NOMIKI KONST: Yeah. I think that is essentially the coded language for “We don’t want a grassroots candidate.” It’s unfortunate because when you see where we’ve actually won in history and been able to … It’s been when we had the grassroots candidate. Kerry did not win. Al Gore arguably didn’t win, and he’s more progressive than some. Bill Clinton, he’s definitely not progressive but he ran sort of as this renegade candidate at a time that no one really … He wasn’t the front runner, as we all recall in history. So I just don’t really understand the logic on that.
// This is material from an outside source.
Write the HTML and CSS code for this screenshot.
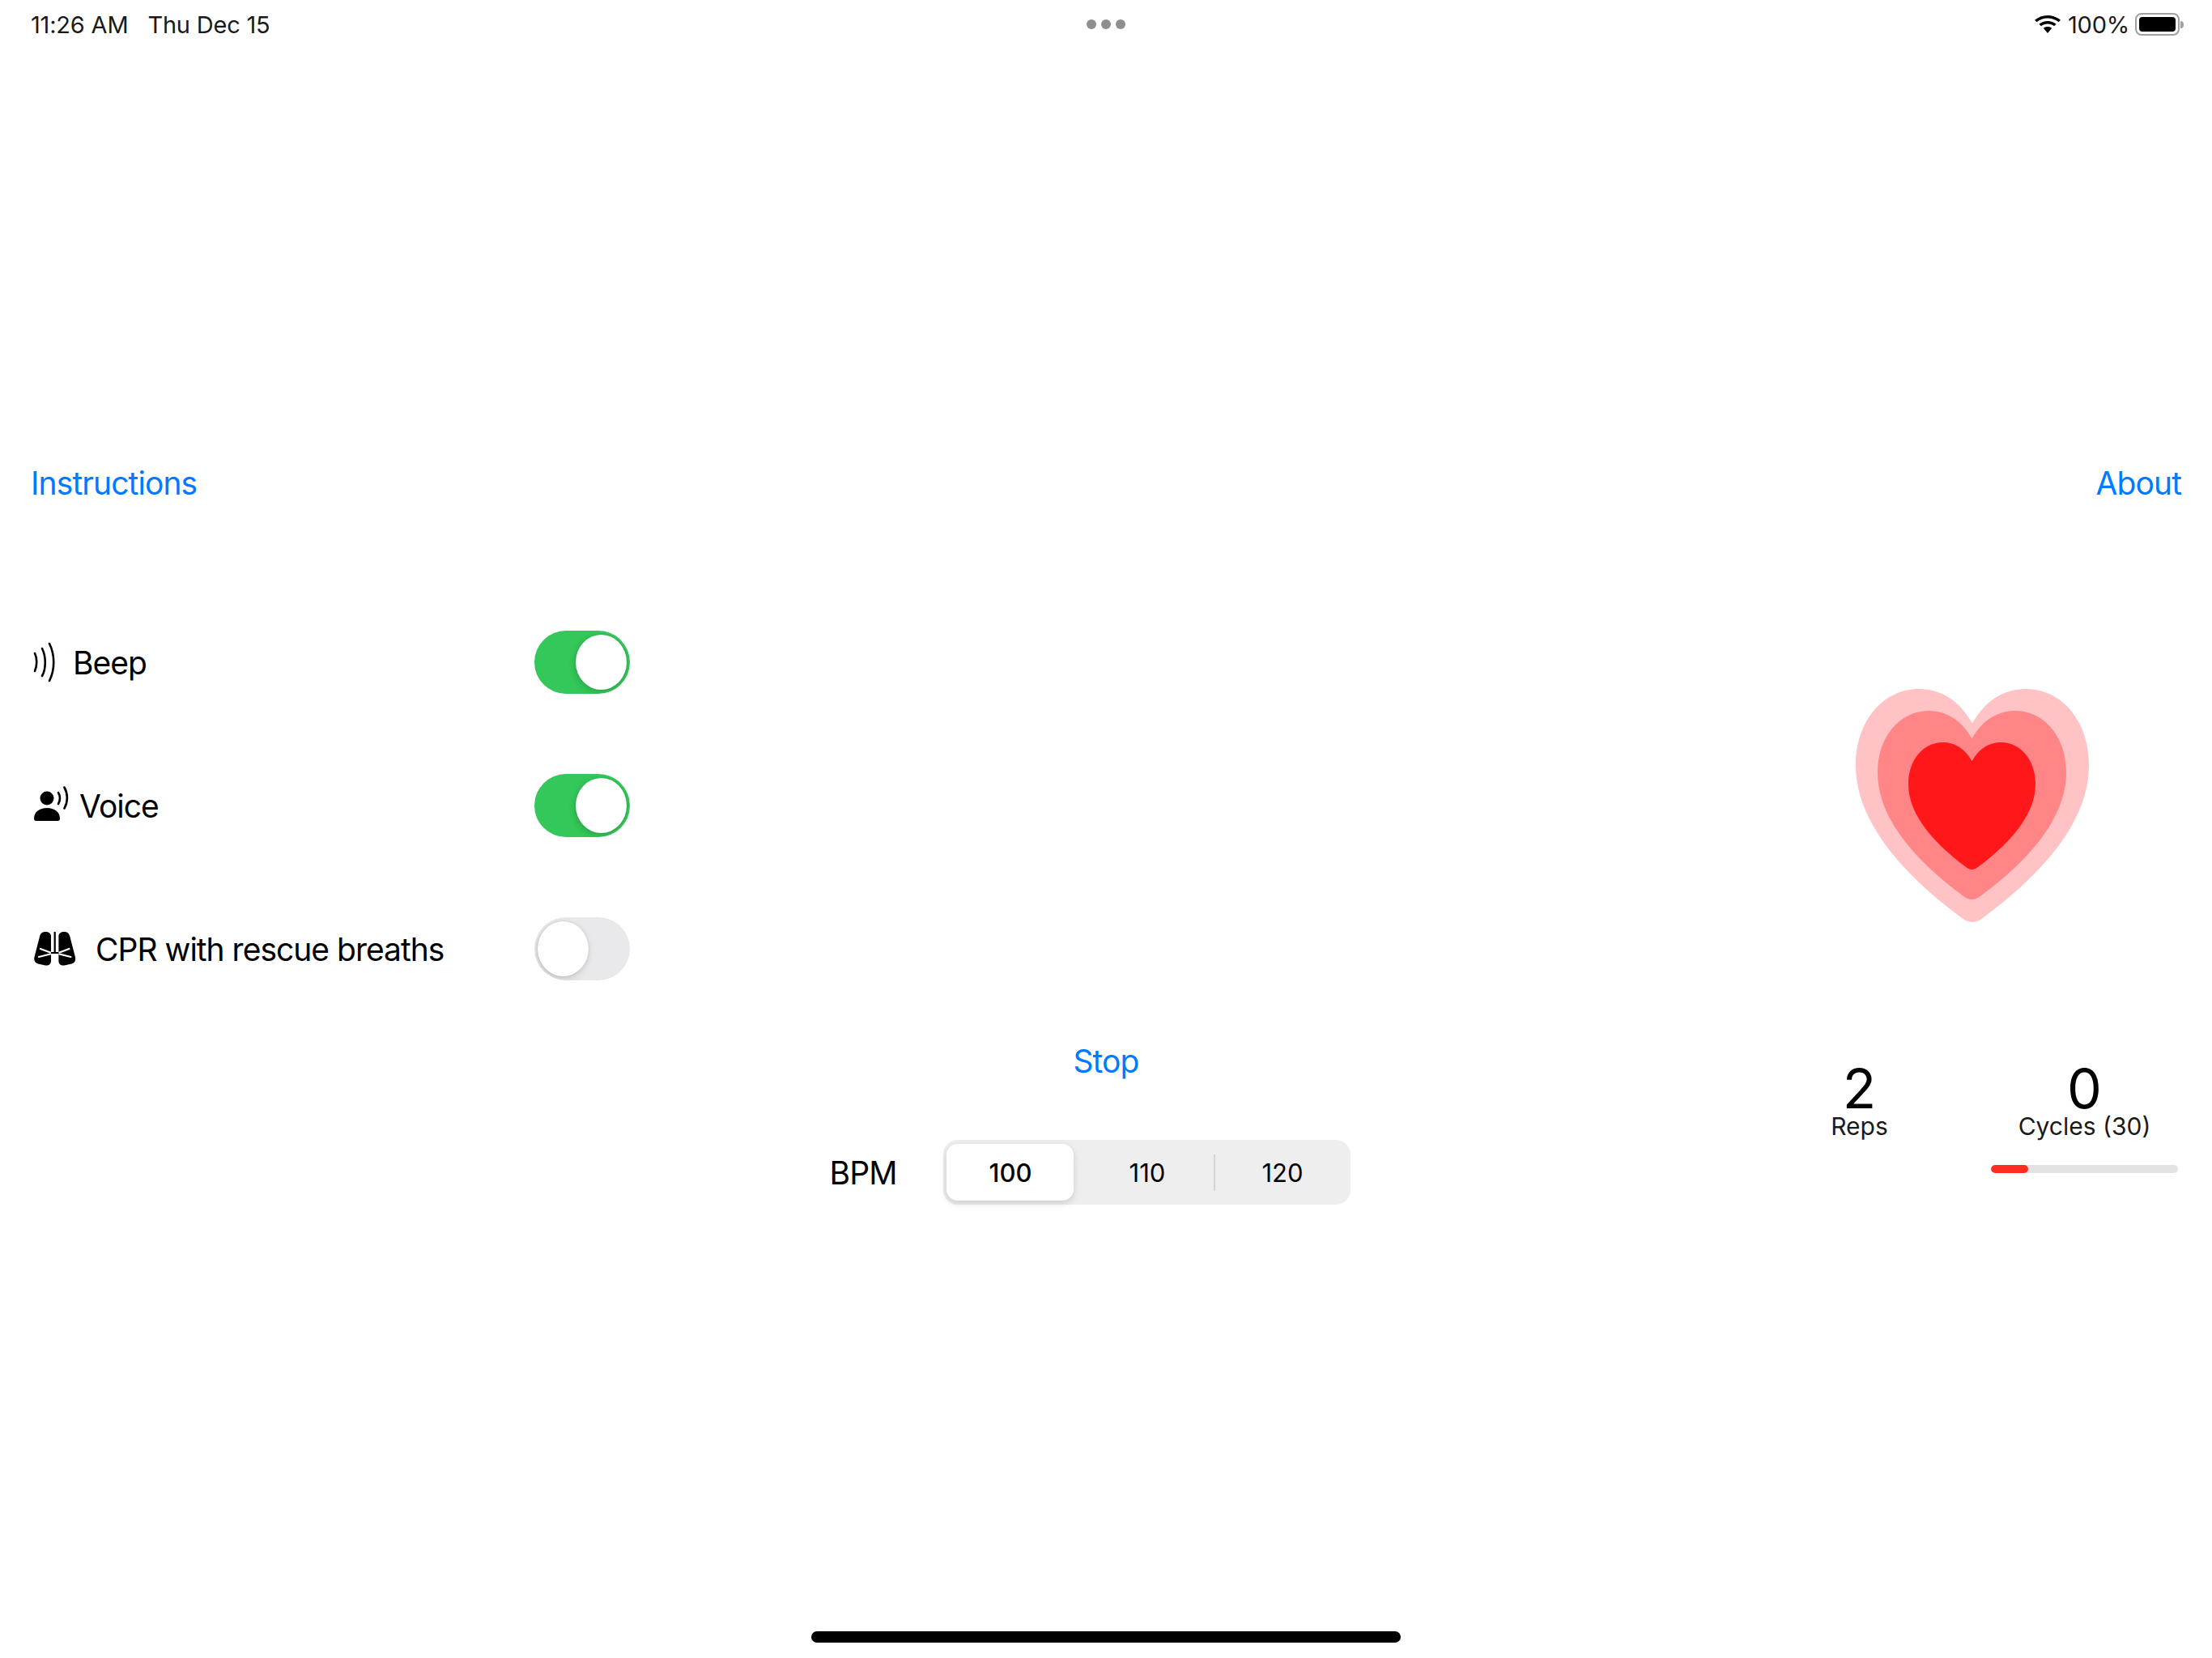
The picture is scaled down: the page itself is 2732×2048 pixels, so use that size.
FILE: index.html
```html
<!DOCTYPE html>
<html lang="en">
<head>
    <meta charset="UTF-8">
    <meta name="viewport" content="width=device-width, initial-scale=1.0">
    <title>CPR Metronome</title>
    <link rel="stylesheet" href="styles.css">
</head>
<body>
    <svg class="defs" width="0" height="0">
        <defs>
            <path id="heart" d="M50 14.8C44.5 5 36.5 0 27.2 0 11.5 0 0 14 0 32.8 0 58 22 81 46 98.6 47.3 99.5 48.8 100 50 100 51.2 100 52.7 99.5 54 98.6 78 81 100 58 100 32.8 100 14 88.5 0 72.8 0 63.5 0 55.5 5 50 14.8Z"/>
            <path id="lobe" d="M21 5C21 2 18 0 14 0 10 0 8 2 7 6L.5 31C-.5 35 1 38.500 5 39.500L14 41.500C18 42 21 40 21 36Z"/>
        </defs>
    </svg>

    <div class="page">
        <!-- Status bar -->
        <div class="status-bar">
            <div class="status-time"><span>11:26 AM</span><span>Thu Dec 15</span></div>
            <div class="status-dots"><i></i><i></i><i></i></div>
            <div class="status-right">
                <svg class="wifi" viewBox="2 0 28 24" width="32" height="24" preserveAspectRatio="none">
                    <path d="M16 4.500c4.600 0 8.700 1.800 11.800 4.700L30 6.800C26.300 3.300 21.400 1 16 1S5.700 3.300 2 6.800l2.200 2.400C7.300 6.300 11.400 4.500 16 4.500z"/>
                    <path d="M16 11.500c2.700 0 5.100 1 7 2.700l2.300-2.500C22.800 9.400 19.500 8 16 8s-6.800 1.400-9.300 3.700l2.300 2.500c1.900-1.700 4.300-2.700 7-2.700z"/>
                    <path d="M16 15c-1.800 0-3.300.7-4.500 1.700L16 23l4.500-6.300C19.300 15.700 17.800 15 16 15z"/>
                </svg>
                <span class="status-pct">100%</span>
                <div class="battery"><div class="battery-fill"></div></div>
                <div class="battery-tip"></div>
            </div>
        </div>

        <!-- Top links -->
        <div class="nav">
            <span class="link">Instructions</span>
            <span class="link">About</span>
        </div>

        <div class="main">
            <!-- Settings -->
            <div class="settings">
                <div class="row">
                    <div class="row-label beep">
                        <svg class="icon" viewBox="0 0 30 50" width="30" height="50" fill="none" stroke="#000" stroke-width="2.600" stroke-linecap="round">
                            <path d="M2 14c3 6 3 15 0 22"/>
                            <path d="M11 8c5 10 5 25 0 34"/>
                            <path d="M20 2c7 14 7 32 0 46"/>
                        </svg>
                        <span>Beep</span>
                    </div>
                    <div class="toggle on"><div class="thumb"></div></div>
                </div>
                <div class="row">
                    <div class="row-label voice">
                        <svg class="icon" viewBox="0 0 44 43" width="44" height="43">
                            <circle cx="16" cy="15" r="8.500"/>
                            <path d="M0 40c0-8 7-13 16-13s16 5 16 13c0 2-1 3-2.500 3H2.500C1 43 0 42 0 40z"/>
                            <g fill="none" stroke="#000" stroke-width="2.600" stroke-linecap="round">
                                <path d="M30 8c2.600 4 2.600 10 0 14"/>
                                <path d="M37.500 1.500c4.500 8 4.500 18 0 26"/>
                            </g>
                        </svg>
                        <span>Voice</span>
                    </div>
                    <div class="toggle on"><div class="thumb"></div></div>
                </div>
                <div class="row">
                    <div class="row-label lungs">
                        <svg class="icon" viewBox="0 0 52 42" width="52" height="42">
                            <use href="#lobe"/>
                            <use href="#lobe" transform="matrix(-1 0 0 1 51.400 0)"/>
                            <rect x="24.600" y="0" width="2.200" height="26"/>
                            <rect x="19" y="25" width="13.400" height="2"/>
                            <g fill="none" stroke="#fff" stroke-width="2.200" stroke-linecap="round">
                                <path d="M20 25.500L8 21"/>
                                <path d="M20 27.500L6 31"/>
                                <path d="M31.400 25.500l12-4.500"/>
                                <path d="M31.400 27.500l14 3.500"/>
                            </g>
                        </svg>
                        <span>CPR with rescue breaths</span>
                    </div>
                    <div class="toggle"><div class="thumb"></div></div>
                </div>
            </div>

            <!-- Stop and speed -->
            <div class="controls">
                <span class="link stop">Stop</span>
                <div class="bpm">
                    <span class="bpm-label">BPM</span>
                    <div class="segments">
                        <div class="segment selected">100</div>
                        <div class="segment">110</div>
                        <div class="segment divided">120</div>
                    </div>
                </div>
            </div>

            <!-- Heart and counters -->
            <div class="counters">
                <svg class="big-heart" viewBox="0 0 288 288" width="288" height="288">
                    <use href="#heart" transform="scale(2.880)" fill="#ffc3c5"/>
                    <use href="#heart" transform="translate(27 27) scale(2.330)" fill="#ff8587"/>
                    <use href="#heart" transform="translate(65 66) scale(1.570)" fill="#ff1719"/>
                </svg>
                <div class="stats">
                    <div class="stat">
                        <div class="stat-num">2</div>
                        <div class="stat-label">Reps</div>
                    </div>
                    <div class="stat">
                        <div class="stat-num">0</div>
                        <div class="stat-label">Cycles (30)</div>
                        <div class="progress"><div class="progress-bar" style="width: 20%"></div></div>
                    </div>
                </div>
            </div>
        </div>

        <div class="home-bar"></div>
    </div>
</body>
</html>
```

FILE: styles.css
```css
* {
    margin: 0;
    padding: 0;
    box-sizing: border-box;
}

html, body {
    width: 2732px;
    height: 2048px;
    overflow: hidden;
    background: #fff;
}

body {
    font-family: 'Inter', 'Liberation Sans', sans-serif;
    color: #000;
}

.defs {
    display: block;
    height: 0;
}

.page {
    height: 2048px;
    display: flex;
    flex-direction: column;
}

.status-bar {
    height: 60px;
    padding: 0 38px;
    display: grid;
    grid-template-columns: 1fr auto 1fr;
    align-items: center;
    font-size: 29px;
    letter-spacing: -0.2px;
    color: #1a1a1a;
}

.status-time {
    display: flex;
    gap: 24px;
}

.status-dots {
    display: flex;
    gap: 6px;
}

.status-dots i {
    width: 12px;
    height: 12px;
    border-radius: 50%;
    background: #8e8e8e;
}

.status-right {
    display: flex;
    align-items: center;
    justify-content: flex-end;
}

.wifi {
    margin-right: 9px;
}

.status-pct {
    margin-right: 7px;
}

.battery {
    width: 55px;
    height: 28px;
    padding: 3px;
    border: 2px solid #a0a0a0;
    border-radius: 8px;
}

.battery-fill {
    height: 100%;
    background: #000;
    border-radius: 4px;
}

.battery-tip {
    width: 4px;
    height: 9px;
    margin-left: 1px;
    margin-right: -3px;
    background: #a0a0a0;
    border-radius: 0 4px 4px 0;
}

.link {
    color: #007aff;
    font-size: 39px;
    line-height: 48px;
    letter-spacing: -0.9px;
}

.nav {
    margin-top: 513px;
    padding: 0 38px;
    display: flex;
    justify-content: space-between;
}

.main {
    margin-top: 158px;
    padding-left: 38px;
    display: grid;
    grid-template-columns: 740px 1176px 1fr;
    height: 709px;
}

.settings {
    display: flex;
    flex-direction: column;
    gap: 99px;
}

.row {
    height: 78px;
    display: flex;
    justify-content: space-between;
    align-items: center;
}

.row-label {
    display: flex;
    align-items: center;
    font-size: 39px;
    letter-spacing: -1px;
}

.icon {
    flex-shrink: 0;
    margin-left: 3px;
}

.beep .icon {
    margin-right: 19px;
}

.voice .icon {
    margin-left: 4px;
    margin-right: 12px;
    margin-bottom: 6px;
}

.lungs .icon {
    margin-left: 4px;
    margin-right: 24px;
}

.toggle {
    width: 118px;
    height: 78px;
    padding: 5px 4px;
    border-radius: 39px;
    background: #e9e9eb;
    display: flex;
    overflow: hidden;
}

.toggle.on {
    background: #34c759;
    justify-content: flex-end;
}

.thumb {
    width: 63px;
    height: 68px;
    border-radius: 50%;
    background: #fff;
    box-shadow: -1px 3px 9px rgba(0, 0, 0, 0.16), 0 0 2px rgba(0, 0, 0, 0.16);
}

.controls {
    display: flex;
    flex-direction: column;
    align-items: center;
    justify-content: flex-end;
}

.stop {
    margin-bottom: 73px;
}

.bpm {
    display: flex;
    align-items: center;
    margin-right: 39px;
}

.bpm-label {
    font-size: 39px;
    letter-spacing: -0.9px;
    margin-right: 58px;
}

.segments {
    width: 503px;
    height: 80px;
    padding: 5px 4px;
    display: flex;
    background: #eeeeef;
    border-radius: 18px;
    font-size: 31px;
}

.segment {
    flex: 0 0 165px;
    display: flex;
    align-items: center;
    justify-content: center;
    position: relative;
    border-radius: 14px;
}

.segment.selected {
    flex-basis: 157px;
    margin-right: 8px;
    background: #fff;
    font-weight: 500;
    box-shadow: 0 3px 8px rgba(0, 0, 0, 0.15);
}

.segment.divided {
    padding-left: 4px;
}

.segment.divided::before {
    content: "";
    position: absolute;
    left: 0;
    top: 13px;
    bottom: 12px;
    width: 2px;
    background: #d4d4d6;
}

.counters {
    justify-self: end;
    width: 509px;
    margin-right: 42px;
    display: flex;
    flex-direction: column;
    align-items: center;
}

.big-heart {
    margin-top: 72px;
    display: block;
}

.stats {
    margin-top: 174px;
    width: 100%;
    display: flex;
    gap: 47px;
}

.stat {
    width: 231px;
    text-align: center;
}

.stat-num {
    font-size: 68px;
    line-height: 63px;
}

.stat-label {
    font-size: 30px;
    line-height: 30px;
    color: #1a1a1a;
}

.progress {
    margin-top: 33px;
    height: 10px;
    background: #e3e3e5;
    border-radius: 5px;
    overflow: hidden;
}

.progress-bar {
    height: 100%;
    background: #ff2d20;
    border-radius: 5px;
}

.home-bar {
    width: 728px;
    height: 14px;
    margin: auto auto 19px;
    background: #000;
    border-radius: 7px;
}
```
I think at this point, you’re putting … it’s country first, not establishment first. Right? So who’s gonna win in 2020 when it’s so clear who the most popular politician is in America, and the world, and he offers policies that would really get to the root issues that cause so many injustices in our country. I just think that anybody who’s blind to this at this point is just self-sabotaging for the sake of keeping power over an empty vessel that’s not even operating. I don’t understand it. If you wanna feel special, go do a photoshoot with your family or … I don’t know, like take out ads, do something else, but don’t hold up our democracy because you want a special title. That’s ridiculous.
AARON MATÉ: We’ll leave it there. Nomiki Konst, correspondent for The Young Turks, member-
NOMIKI KONST: Thank you.
AARON MATÉ: … of the DNC Unity and Reform Commission, thank you.
NOMIKI KONST: Thank you, Aaron. I appreciate it.
AARON MATÉ: And thank you for joining us on The Real News.